Her doctoral project at BI Norwegian Business School examined professional service enterprises that work across international borders.

Not just a seminar exercise
Simply put, strategy is all about making a plan for what an organisation and its staff have to do to achieve a specific objective. Some may roll their eyes at the mere mention of the word strategy, picturing some sort of soaring, overly ambitious seminar exercise that results in a document which ultimately ends up in someone's drawer somewhere. Fortunately, things aren't always that bad.

Some organisations do succeed in transferring strategy into practical tools, ICT and structure. This makes it easier to see how the various work tasks can be resolved.

Hydle has followed a professional service firm represented in more than 100 countries, over a period of five years. The enterprise provides engineering services, and around 90 different nationalities are represented on its staff.

The study shows that strategy is not something that is created in a specific sequence where you first develop the strategy, implement the strategy and then change it. Strategy can also be implemented, changed and created – all at the same time.

Three ways to put strategy into practice
Hydle lists three different ways to put strategy into practice in the same expertise organisation:

  1. Implementing existing strategy – structural time frame: Providing services takes place between two or more professional employees, through one-on-one contract. The formal collaboration takes place via sharing work, and interaction takes place via ICT. The existing strategy that has been implemented is realised when professional users use tools, ICT and structures as a way to share work, and they contribute short-term value creation. This is an appropriate practice when employees are in different locations and have to solve the task at different times.
  2. Project manager shapes strategy in the here and now – controlled time frame: Service provision is controlled by a project manager who coordinates all formal and informal activities carried out by professionals in different places and at different times. The project managers shape strategy in real time through task assignment, customer relationship management and project tracking. He or she contributes to both short-term and long-term value creation. This practice is also suitable when the employees are sometimes together in the same place, and sometimes not.
  3. Create future strategy – social time frame?: Multiple professional employees meet at the same time and in the same place to solve challenging tasks that demand various professions and disciplines, and informal organisation. The problem-solving is innovative, the solutions create new industry standards and future strategy. It contributes to a good reputation and long-term value creation for the company. This practice is suitable when employees meet physically to solve the problem together.


Creating value for the future
The traditional view of strategy, in which the adopted strategy must be implemented in the organisation, only contributes to short-term value creation. The kind of strategy that is shaped while expert employees work together to solve demanding tasks, can contribute to creating value for the longer term, according to Hydle.

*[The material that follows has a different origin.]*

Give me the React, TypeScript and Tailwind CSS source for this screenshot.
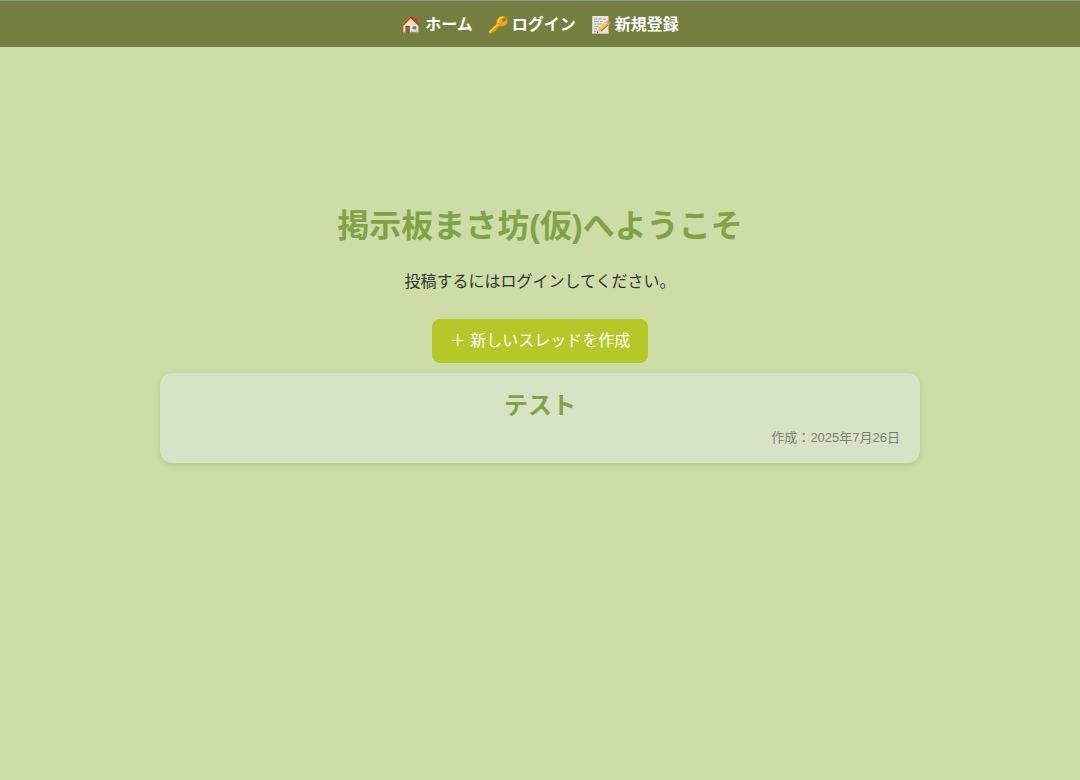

She emphasises that there is no single right answer when it comes to the best strategy practices. It all depends on where and when the tasks are to be solved, and where the employee will be solving the tasks.

"Strategy must be understood as a continuous activity, and not just a clearly defined process," she says, thereby challenging the traditional notion of what strategy is all about.

References:
Katja Maria Hydle: Temporal and Spatial Dimensions of Strategizing. Organization Studies. 2015, Vol. 36(5) 643– 663.

Katja M. Hydle:  Cross Border Practices. Transnational Practices in Professional Service Firms. doktorgradsavhandling, Handelshøyskolen BI, 2015.